>> begin

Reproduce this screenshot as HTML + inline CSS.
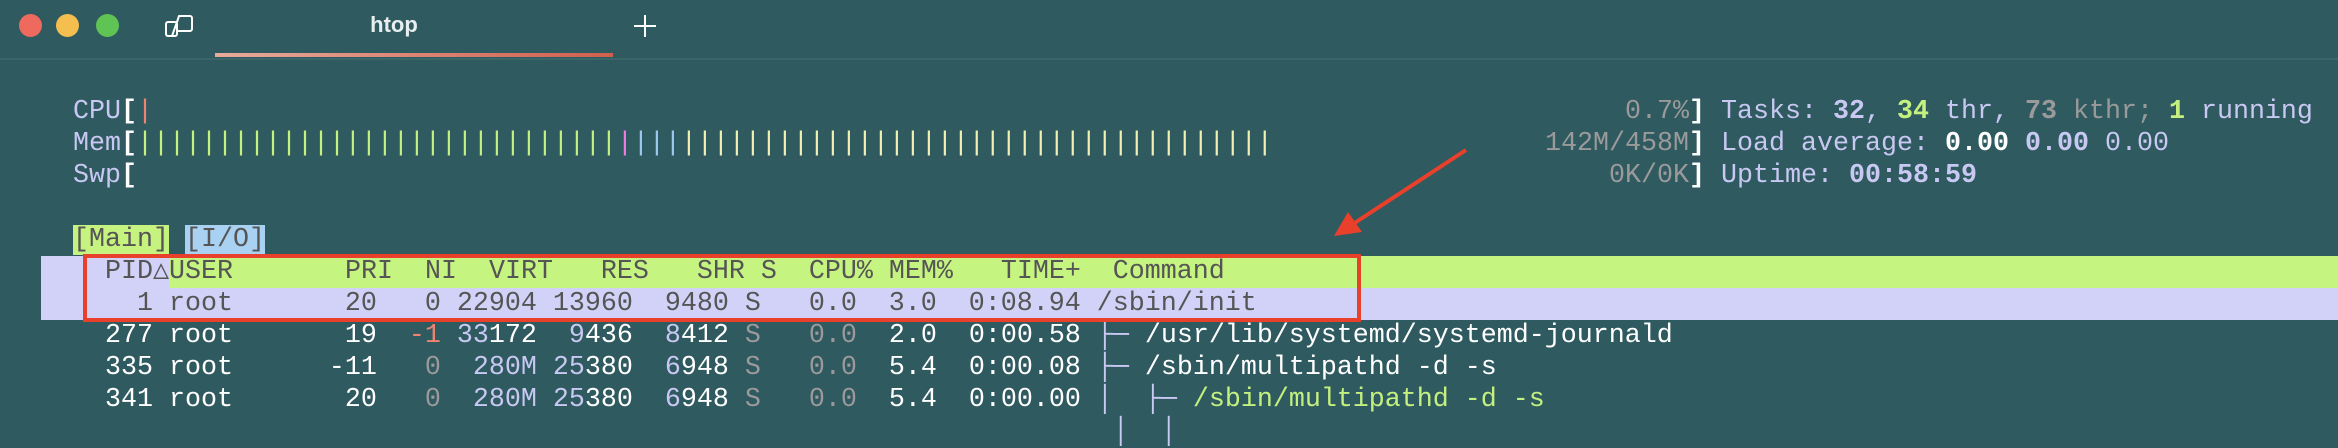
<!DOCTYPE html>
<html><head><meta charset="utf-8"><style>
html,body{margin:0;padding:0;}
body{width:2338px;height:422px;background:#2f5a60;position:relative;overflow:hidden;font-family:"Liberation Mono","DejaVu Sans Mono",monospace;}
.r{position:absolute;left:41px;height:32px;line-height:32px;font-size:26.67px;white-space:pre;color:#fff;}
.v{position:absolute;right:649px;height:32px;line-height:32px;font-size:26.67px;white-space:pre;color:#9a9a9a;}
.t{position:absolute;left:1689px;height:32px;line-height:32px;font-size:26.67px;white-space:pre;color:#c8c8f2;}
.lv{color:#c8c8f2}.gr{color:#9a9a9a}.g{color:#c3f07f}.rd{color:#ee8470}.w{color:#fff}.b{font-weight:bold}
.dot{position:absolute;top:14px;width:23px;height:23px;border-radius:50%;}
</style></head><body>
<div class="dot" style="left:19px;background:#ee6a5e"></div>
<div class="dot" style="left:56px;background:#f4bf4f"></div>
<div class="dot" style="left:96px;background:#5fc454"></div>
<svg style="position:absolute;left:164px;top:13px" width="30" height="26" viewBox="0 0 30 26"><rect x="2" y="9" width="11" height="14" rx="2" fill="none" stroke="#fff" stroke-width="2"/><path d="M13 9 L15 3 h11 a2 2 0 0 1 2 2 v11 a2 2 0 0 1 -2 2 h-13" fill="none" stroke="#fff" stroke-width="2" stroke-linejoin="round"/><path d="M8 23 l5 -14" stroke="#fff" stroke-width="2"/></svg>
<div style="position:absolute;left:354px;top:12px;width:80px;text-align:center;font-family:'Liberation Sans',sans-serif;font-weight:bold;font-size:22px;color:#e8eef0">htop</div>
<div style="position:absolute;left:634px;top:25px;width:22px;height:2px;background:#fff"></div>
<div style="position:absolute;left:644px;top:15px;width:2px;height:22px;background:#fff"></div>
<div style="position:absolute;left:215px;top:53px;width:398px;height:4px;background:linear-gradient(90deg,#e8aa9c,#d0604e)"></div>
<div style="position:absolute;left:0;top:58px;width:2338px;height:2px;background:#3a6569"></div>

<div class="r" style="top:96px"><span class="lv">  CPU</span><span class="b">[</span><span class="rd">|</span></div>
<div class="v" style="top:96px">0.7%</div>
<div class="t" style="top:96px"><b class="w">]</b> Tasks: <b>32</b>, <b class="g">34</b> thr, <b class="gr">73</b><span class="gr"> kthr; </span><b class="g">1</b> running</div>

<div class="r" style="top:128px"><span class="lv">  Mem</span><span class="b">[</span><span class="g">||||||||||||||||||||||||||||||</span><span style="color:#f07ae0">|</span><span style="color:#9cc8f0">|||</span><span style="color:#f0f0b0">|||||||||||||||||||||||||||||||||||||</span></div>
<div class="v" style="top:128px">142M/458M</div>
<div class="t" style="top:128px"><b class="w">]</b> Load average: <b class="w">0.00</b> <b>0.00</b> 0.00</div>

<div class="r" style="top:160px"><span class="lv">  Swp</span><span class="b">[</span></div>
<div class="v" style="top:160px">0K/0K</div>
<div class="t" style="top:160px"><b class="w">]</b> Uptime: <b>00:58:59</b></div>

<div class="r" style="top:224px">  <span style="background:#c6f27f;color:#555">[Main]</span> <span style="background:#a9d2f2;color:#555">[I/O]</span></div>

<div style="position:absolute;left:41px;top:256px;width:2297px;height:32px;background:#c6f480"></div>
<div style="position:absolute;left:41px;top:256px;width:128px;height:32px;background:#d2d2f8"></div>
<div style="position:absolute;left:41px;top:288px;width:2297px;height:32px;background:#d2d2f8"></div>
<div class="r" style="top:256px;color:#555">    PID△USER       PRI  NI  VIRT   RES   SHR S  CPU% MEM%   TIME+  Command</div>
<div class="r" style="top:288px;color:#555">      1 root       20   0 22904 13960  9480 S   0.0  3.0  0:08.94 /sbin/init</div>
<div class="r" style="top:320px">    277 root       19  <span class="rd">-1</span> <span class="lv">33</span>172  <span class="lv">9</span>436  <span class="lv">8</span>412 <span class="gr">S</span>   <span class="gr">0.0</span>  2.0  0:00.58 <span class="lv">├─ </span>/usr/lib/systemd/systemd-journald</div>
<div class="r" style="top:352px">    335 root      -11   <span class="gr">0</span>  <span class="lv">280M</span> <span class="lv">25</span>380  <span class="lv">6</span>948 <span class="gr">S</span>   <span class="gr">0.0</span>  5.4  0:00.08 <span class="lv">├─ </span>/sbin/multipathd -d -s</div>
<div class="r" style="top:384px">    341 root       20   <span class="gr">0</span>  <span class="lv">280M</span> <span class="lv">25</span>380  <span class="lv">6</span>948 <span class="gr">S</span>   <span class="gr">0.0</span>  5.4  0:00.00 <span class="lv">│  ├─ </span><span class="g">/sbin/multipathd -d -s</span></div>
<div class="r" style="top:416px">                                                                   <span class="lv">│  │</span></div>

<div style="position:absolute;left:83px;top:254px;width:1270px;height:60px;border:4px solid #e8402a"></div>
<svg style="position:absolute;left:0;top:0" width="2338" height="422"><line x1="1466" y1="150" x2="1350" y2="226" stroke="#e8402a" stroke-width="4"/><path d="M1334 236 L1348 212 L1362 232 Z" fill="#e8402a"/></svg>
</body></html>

>> end
>> begin

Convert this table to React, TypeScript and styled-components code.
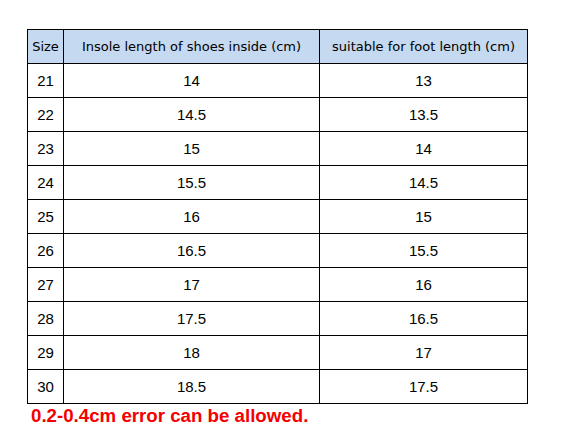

>> end
>> begin

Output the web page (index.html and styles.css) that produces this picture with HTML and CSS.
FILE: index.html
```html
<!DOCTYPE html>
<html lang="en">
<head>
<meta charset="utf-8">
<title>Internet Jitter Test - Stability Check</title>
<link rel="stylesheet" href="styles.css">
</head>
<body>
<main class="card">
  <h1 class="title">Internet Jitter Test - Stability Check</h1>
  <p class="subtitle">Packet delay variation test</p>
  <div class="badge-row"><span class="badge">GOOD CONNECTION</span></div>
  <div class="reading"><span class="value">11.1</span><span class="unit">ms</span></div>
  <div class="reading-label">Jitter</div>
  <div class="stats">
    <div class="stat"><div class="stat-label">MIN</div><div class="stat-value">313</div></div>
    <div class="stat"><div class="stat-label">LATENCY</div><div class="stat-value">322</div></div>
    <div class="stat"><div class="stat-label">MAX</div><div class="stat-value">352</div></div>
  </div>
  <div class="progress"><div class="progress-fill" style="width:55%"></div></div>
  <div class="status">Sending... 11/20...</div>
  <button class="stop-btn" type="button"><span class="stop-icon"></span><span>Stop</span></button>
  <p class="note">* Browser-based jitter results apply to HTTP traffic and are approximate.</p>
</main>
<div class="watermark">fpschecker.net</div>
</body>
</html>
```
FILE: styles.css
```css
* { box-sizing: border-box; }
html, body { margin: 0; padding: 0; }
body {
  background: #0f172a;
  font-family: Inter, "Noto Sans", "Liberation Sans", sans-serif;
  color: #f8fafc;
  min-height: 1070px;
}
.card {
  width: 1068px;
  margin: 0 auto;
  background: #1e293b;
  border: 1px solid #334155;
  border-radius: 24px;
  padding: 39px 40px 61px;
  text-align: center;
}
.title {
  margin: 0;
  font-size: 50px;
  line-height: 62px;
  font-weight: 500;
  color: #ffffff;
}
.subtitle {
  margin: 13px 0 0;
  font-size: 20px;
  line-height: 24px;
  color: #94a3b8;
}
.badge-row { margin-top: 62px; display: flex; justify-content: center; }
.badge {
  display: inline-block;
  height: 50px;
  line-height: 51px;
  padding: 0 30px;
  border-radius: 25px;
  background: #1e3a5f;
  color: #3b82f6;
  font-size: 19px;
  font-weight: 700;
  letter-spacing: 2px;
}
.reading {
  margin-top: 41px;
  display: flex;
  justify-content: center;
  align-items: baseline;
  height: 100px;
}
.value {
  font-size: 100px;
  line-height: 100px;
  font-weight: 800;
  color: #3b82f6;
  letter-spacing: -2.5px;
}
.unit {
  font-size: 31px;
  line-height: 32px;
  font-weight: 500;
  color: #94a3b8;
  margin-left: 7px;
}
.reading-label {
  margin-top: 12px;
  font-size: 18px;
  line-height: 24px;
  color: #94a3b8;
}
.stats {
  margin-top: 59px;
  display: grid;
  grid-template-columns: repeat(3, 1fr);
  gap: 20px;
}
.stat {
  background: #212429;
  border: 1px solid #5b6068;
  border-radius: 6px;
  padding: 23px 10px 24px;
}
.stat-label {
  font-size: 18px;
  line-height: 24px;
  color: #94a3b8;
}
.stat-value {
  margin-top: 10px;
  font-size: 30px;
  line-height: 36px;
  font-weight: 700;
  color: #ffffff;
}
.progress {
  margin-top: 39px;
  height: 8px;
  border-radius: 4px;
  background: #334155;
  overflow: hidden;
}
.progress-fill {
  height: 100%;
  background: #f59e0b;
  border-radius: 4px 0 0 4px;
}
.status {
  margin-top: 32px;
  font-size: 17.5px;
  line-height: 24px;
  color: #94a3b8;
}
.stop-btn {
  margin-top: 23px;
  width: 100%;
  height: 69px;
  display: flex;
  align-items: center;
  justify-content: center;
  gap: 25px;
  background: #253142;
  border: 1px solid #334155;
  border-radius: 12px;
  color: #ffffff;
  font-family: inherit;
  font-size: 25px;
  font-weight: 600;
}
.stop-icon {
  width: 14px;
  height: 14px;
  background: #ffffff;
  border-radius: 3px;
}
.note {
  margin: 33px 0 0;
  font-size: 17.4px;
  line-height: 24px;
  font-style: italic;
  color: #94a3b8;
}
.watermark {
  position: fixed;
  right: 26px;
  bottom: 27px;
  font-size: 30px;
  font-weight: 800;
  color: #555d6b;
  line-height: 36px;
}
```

>> end

WHAT THIS TASK INVOLVES: Above are the records. Copy every line in them holding "index".

SOLVED PROBLEM:
Output the web page (index.html and styles.css) that produces this picture with HTML and CSS.
FILE: index.html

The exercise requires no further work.